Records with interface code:
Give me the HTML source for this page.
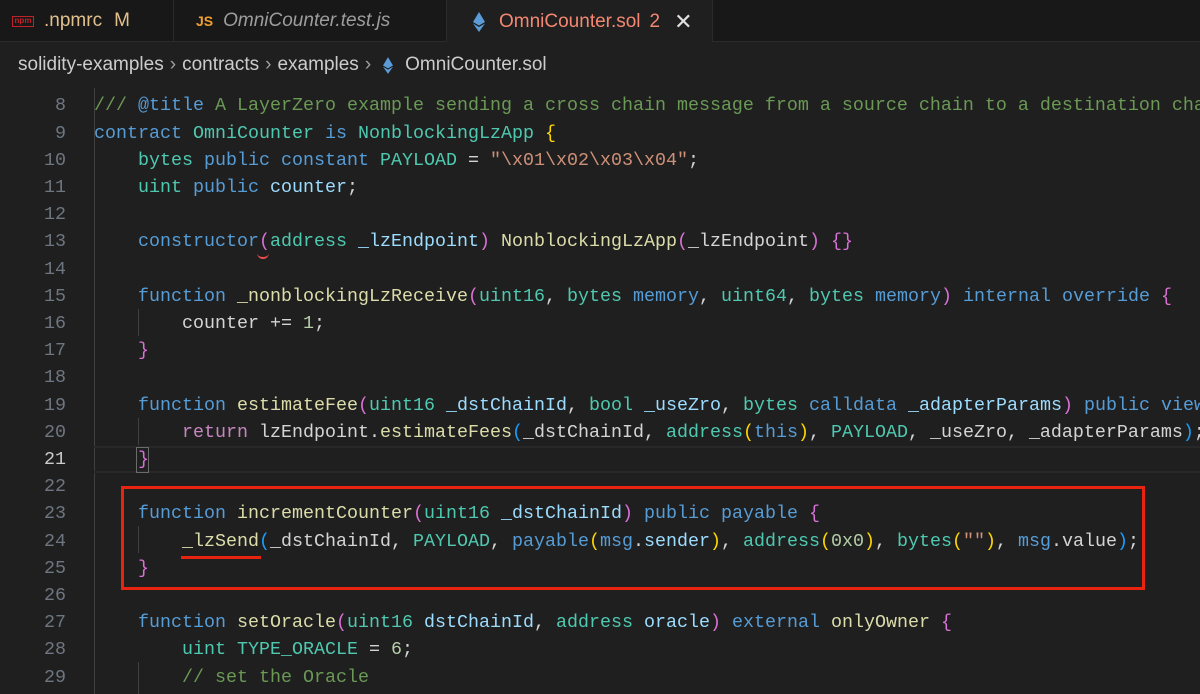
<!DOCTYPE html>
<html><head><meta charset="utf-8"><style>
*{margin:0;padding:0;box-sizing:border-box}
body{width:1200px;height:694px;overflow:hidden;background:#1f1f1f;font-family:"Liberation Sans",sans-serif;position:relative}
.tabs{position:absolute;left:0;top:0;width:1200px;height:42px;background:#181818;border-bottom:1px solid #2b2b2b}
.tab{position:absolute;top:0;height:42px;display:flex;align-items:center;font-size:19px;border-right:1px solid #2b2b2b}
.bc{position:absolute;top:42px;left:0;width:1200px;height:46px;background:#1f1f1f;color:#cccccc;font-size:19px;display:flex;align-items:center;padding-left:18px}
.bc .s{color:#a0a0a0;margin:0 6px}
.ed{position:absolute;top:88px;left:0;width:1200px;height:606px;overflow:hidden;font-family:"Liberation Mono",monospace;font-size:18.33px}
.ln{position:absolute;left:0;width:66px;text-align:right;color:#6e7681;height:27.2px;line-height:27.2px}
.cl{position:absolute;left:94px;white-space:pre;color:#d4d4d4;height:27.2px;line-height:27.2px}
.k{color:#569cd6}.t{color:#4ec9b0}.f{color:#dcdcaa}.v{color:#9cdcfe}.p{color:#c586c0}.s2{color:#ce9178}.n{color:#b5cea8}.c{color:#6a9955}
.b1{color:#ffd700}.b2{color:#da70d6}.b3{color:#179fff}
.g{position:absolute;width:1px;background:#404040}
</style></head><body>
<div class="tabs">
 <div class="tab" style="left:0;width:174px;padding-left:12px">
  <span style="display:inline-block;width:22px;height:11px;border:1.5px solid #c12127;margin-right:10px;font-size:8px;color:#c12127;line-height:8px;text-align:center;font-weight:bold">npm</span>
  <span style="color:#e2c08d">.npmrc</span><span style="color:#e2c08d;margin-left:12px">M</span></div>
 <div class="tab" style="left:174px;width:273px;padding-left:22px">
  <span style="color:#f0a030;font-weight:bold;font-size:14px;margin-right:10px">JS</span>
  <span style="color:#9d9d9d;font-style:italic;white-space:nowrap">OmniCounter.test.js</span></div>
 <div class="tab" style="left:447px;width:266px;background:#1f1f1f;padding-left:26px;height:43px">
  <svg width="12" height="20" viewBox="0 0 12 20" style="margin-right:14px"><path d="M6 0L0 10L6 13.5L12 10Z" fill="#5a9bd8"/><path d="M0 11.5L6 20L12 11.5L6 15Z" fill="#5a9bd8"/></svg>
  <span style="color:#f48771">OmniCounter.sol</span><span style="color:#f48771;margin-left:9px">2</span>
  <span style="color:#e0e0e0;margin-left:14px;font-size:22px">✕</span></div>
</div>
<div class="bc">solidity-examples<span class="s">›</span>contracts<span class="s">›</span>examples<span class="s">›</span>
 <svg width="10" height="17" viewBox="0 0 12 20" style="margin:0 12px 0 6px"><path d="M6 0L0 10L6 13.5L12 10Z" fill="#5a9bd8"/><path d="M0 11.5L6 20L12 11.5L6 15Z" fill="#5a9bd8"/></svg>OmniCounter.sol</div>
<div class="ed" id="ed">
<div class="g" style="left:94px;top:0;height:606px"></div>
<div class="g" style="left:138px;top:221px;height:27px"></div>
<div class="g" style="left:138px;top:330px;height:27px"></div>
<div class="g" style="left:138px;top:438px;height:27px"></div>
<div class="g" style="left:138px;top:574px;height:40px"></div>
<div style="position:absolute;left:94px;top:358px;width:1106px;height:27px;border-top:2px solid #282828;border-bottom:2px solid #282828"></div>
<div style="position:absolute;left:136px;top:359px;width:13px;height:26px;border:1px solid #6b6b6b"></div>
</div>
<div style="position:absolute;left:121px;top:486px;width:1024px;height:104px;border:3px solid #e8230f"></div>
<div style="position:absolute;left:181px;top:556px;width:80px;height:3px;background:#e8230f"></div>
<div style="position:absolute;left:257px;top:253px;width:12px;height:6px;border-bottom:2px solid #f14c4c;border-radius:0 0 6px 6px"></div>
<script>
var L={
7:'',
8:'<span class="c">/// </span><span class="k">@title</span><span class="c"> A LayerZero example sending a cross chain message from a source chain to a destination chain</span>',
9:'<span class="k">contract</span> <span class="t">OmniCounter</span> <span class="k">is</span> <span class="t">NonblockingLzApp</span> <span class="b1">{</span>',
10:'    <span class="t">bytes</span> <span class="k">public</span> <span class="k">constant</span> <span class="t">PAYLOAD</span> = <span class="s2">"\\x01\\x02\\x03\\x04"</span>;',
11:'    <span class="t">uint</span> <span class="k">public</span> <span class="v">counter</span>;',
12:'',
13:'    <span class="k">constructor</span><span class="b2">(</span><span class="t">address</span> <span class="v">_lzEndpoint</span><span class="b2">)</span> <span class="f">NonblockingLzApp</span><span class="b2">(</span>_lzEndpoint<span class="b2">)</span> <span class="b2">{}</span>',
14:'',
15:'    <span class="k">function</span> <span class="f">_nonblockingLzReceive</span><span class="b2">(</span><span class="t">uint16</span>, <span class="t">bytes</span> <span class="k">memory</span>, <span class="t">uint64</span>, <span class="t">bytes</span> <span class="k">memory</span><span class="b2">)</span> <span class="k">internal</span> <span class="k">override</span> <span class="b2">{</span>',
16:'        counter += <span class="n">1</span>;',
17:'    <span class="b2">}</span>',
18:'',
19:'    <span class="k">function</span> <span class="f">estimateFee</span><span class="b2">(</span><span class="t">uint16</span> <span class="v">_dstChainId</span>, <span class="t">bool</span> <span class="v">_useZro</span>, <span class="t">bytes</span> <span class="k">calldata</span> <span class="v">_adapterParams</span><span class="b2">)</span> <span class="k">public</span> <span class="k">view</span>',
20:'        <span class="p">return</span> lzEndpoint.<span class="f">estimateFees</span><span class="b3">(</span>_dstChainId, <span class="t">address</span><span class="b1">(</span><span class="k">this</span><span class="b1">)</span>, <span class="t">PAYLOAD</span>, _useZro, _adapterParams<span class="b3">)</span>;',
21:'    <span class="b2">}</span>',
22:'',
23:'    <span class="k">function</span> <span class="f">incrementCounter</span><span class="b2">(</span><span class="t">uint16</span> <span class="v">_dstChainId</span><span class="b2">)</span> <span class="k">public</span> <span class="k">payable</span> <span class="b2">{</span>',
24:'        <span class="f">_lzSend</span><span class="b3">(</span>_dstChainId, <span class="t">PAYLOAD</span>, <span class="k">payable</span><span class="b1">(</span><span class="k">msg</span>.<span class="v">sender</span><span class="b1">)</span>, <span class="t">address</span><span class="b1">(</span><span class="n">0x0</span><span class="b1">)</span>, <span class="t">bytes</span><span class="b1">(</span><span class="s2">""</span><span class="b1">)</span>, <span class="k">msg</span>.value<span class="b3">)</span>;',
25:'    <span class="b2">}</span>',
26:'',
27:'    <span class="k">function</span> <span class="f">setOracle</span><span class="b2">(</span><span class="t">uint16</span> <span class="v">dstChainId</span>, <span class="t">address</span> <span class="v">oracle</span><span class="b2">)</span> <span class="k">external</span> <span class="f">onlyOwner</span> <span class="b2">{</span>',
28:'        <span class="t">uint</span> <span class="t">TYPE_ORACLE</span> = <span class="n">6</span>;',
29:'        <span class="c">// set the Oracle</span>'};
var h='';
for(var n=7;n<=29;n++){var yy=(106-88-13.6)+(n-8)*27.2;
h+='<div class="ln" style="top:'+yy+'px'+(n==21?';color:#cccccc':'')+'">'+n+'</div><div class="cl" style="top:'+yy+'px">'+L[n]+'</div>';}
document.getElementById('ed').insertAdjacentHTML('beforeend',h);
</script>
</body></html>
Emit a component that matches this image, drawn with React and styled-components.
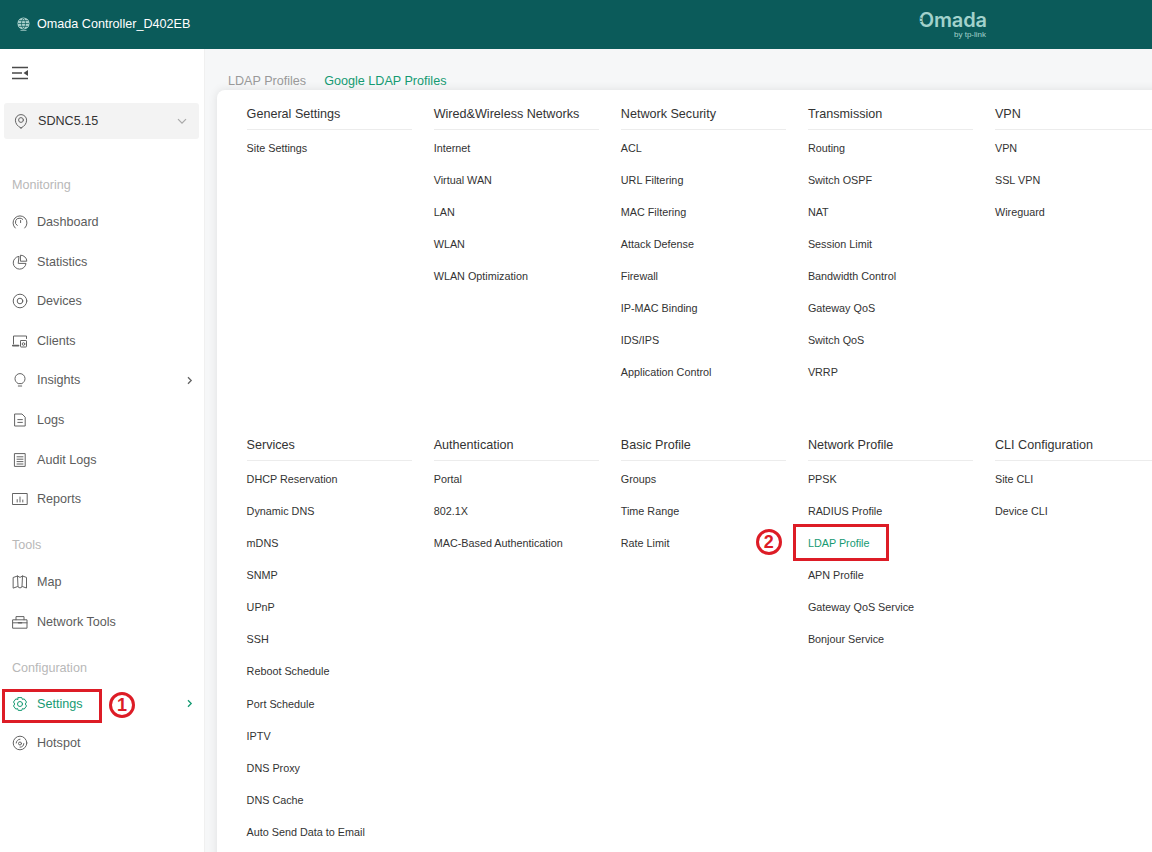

### [DIRECTIVE]
Images should not appear in the copy; retype the listing above exactly.

### [TASK RESULT]
Give me the HTML source for this page.
<!DOCTYPE html>
<html><head><meta charset="utf-8"><style>
*{margin:0;padding:0;box-sizing:border-box}
body{width:1200px;height:694px;overflow:hidden;background:#1f1f1f;font-family:"Liberation Sans",sans-serif;position:relative}
.tabs{position:absolute;left:0;top:0;width:1200px;height:42px;background:#181818;border-bottom:1px solid #2b2b2b}
.tab{position:absolute;top:0;height:42px;display:flex;align-items:center;font-size:19px;border-right:1px solid #2b2b2b}
.bc{position:absolute;top:42px;left:0;width:1200px;height:46px;background:#1f1f1f;color:#cccccc;font-size:19px;display:flex;align-items:center;padding-left:18px}
.bc .s{color:#a0a0a0;margin:0 6px}
.ed{position:absolute;top:88px;left:0;width:1200px;height:606px;overflow:hidden;font-family:"Liberation Mono",monospace;font-size:18.33px}
.ln{position:absolute;left:0;width:66px;text-align:right;color:#6e7681;height:27.2px;line-height:27.2px}
.cl{position:absolute;left:94px;white-space:pre;color:#d4d4d4;height:27.2px;line-height:27.2px}
.k{color:#569cd6}.t{color:#4ec9b0}.f{color:#dcdcaa}.v{color:#9cdcfe}.p{color:#c586c0}.s2{color:#ce9178}.n{color:#b5cea8}.c{color:#6a9955}
.b1{color:#ffd700}.b2{color:#da70d6}.b3{color:#179fff}
.g{position:absolute;width:1px;background:#404040}
</style></head><body>
<div class="tabs">
 <div class="tab" style="left:0;width:174px;padding-left:12px">
  <span style="display:inline-block;width:22px;height:11px;border:1.5px solid #c12127;margin-right:10px;font-size:8px;color:#c12127;line-height:8px;text-align:center;font-weight:bold">npm</span>
  <span style="color:#e2c08d">.npmrc</span><span style="color:#e2c08d;margin-left:12px">M</span></div>
 <div class="tab" style="left:174px;width:273px;padding-left:22px">
  <span style="color:#f0a030;font-weight:bold;font-size:14px;margin-right:10px">JS</span>
  <span style="color:#9d9d9d;font-style:italic;white-space:nowrap">OmniCounter.test.js</span></div>
 <div class="tab" style="left:447px;width:266px;background:#1f1f1f;padding-left:26px;height:43px">
  <svg width="12" height="20" viewBox="0 0 12 20" style="margin-right:14px"><path d="M6 0L0 10L6 13.5L12 10Z" fill="#5a9bd8"/><path d="M0 11.5L6 20L12 11.5L6 15Z" fill="#5a9bd8"/></svg>
  <span style="color:#f48771">OmniCounter.sol</span><span style="color:#f48771;margin-left:9px">2</span>
  <span style="color:#e0e0e0;margin-left:14px;font-size:22px">✕</span></div>
</div>
<div class="bc">solidity-examples<span class="s">›</span>contracts<span class="s">›</span>examples<span class="s">›</span>
 <svg width="10" height="17" viewBox="0 0 12 20" style="margin:0 12px 0 6px"><path d="M6 0L0 10L6 13.5L12 10Z" fill="#5a9bd8"/><path d="M0 11.5L6 20L12 11.5L6 15Z" fill="#5a9bd8"/></svg>OmniCounter.sol</div>
<div class="ed" id="ed">
<div class="g" style="left:94px;top:0;height:606px"></div>
<div class="g" style="left:138px;top:221px;height:27px"></div>
<div class="g" style="left:138px;top:330px;height:27px"></div>
<div class="g" style="left:138px;top:438px;height:27px"></div>
<div class="g" style="left:138px;top:574px;height:40px"></div>
<div style="position:absolute;left:94px;top:358px;width:1106px;height:27px;border-top:2px solid #282828;border-bottom:2px solid #282828"></div>
<div style="position:absolute;left:136px;top:359px;width:13px;height:26px;border:1px solid #6b6b6b"></div>
</div>
<div style="position:absolute;left:121px;top:486px;width:1024px;height:104px;border:3px solid #e8230f"></div>
<div style="position:absolute;left:181px;top:556px;width:80px;height:3px;background:#e8230f"></div>
<div style="position:absolute;left:257px;top:253px;width:12px;height:6px;border-bottom:2px solid #f14c4c;border-radius:0 0 6px 6px"></div>
<script>
var L={
7:'',
8:'<span class="c">/// </span><span class="k">@title</span><span class="c"> A LayerZero example sending a cross chain message from a source chain to a destination chain</span>',
9:'<span class="k">contract</span> <span class="t">OmniCounter</span> <span class="k">is</span> <span class="t">NonblockingLzApp</span> <span class="b1">{</span>',
10:'    <span class="t">bytes</span> <span class="k">public</span> <span class="k">constant</span> <span class="t">PAYLOAD</span> = <span class="s2">"\\x01\\x02\\x03\\x04"</span>;',
11:'    <span class="t">uint</span> <span class="k">public</span> <span class="v">counter</span>;',
12:'',
13:'    <span class="k">constructor</span><span class="b2">(</span><span class="t">address</span> <span class="v">_lzEndpoint</span><span class="b2">)</span> <span class="f">NonblockingLzApp</span><span class="b2">(</span>_lzEndpoint<span class="b2">)</span> <span class="b2">{}</span>',
14:'',
15:'    <span class="k">function</span> <span class="f">_nonblockingLzReceive</span><span class="b2">(</span><span class="t">uint16</span>, <span class="t">bytes</span> <span class="k">memory</span>, <span class="t">uint64</span>, <span class="t">bytes</span> <span class="k">memory</span><span class="b2">)</span> <span class="k">internal</span> <span class="k">override</span> <span class="b2">{</span>',
16:'        counter += <span class="n">1</span>;',
17:'    <span class="b2">}</span>',
18:'',
19:'    <span class="k">function</span> <span class="f">estimateFee</span><span class="b2">(</span><span class="t">uint16</span> <span class="v">_dstChainId</span>, <span class="t">bool</span> <span class="v">_useZro</span>, <span class="t">bytes</span> <span class="k">calldata</span> <span class="v">_adapterParams</span><span class="b2">)</span> <span class="k">public</span> <span class="k">view</span>',
20:'        <span class="p">return</span> lzEndpoint.<span class="f">estimateFees</span><span class="b3">(</span>_dstChainId, <span class="t">address</span><span class="b1">(</span><span class="k">this</span><span class="b1">)</span>, <span class="t">PAYLOAD</span>, _useZro, _adapterParams<span class="b3">)</span>;',
21:'    <span class="b2">}</span>',
22:'',
23:'    <span class="k">function</span> <span class="f">incrementCounter</span><span class="b2">(</span><span class="t">uint16</span> <span class="v">_dstChainId</span><span class="b2">)</span> <span class="k">public</span> <span class="k">payable</span> <span class="b2">{</span>',
24:'        <span class="f">_lzSend</span><span class="b3">(</span>_dstChainId, <span class="t">PAYLOAD</span>, <span class="k">payable</span><span class="b1">(</span><span class="k">msg</span>.<span class="v">sender</span><span class="b1">)</span>, <span class="t">address</span><span class="b1">(</span><span class="n">0x0</span><span class="b1">)</span>, <span class="t">bytes</span><span class="b1">(</span><span class="s2">""</span><span class="b1">)</span>, <span class="k">msg</span>.value<span class="b3">)</span>;',
25:'    <span class="b2">}</span>',
26:'',
27:'    <span class="k">function</span> <span class="f">setOracle</span><span class="b2">(</span><span class="t">uint16</span> <span class="v">dstChainId</span>, <span class="t">address</span> <span class="v">oracle</span><span class="b2">)</span> <span class="k">external</span> <span class="f">onlyOwner</span> <span class="b2">{</span>',
28:'        <span class="t">uint</span> <span class="t">TYPE_ORACLE</span> = <span class="n">6</span>;',
29:'        <span class="c">// set the Oracle</span>'};
var h='';
for(var n=7;n<=29;n++){var yy=(106-88-13.6)+(n-8)*27.2;
h+='<div class="ln" style="top:'+yy+'px'+(n==21?';color:#cccccc':'')+'">'+n+'</div><div class="cl" style="top:'+yy+'px">'+L[n]+'</div>';}
document.getElementById('ed').insertAdjacentHTML('beforeend',h);
</script>
</body></html>
Emit a component that matches this image, drawn with React and styled-components.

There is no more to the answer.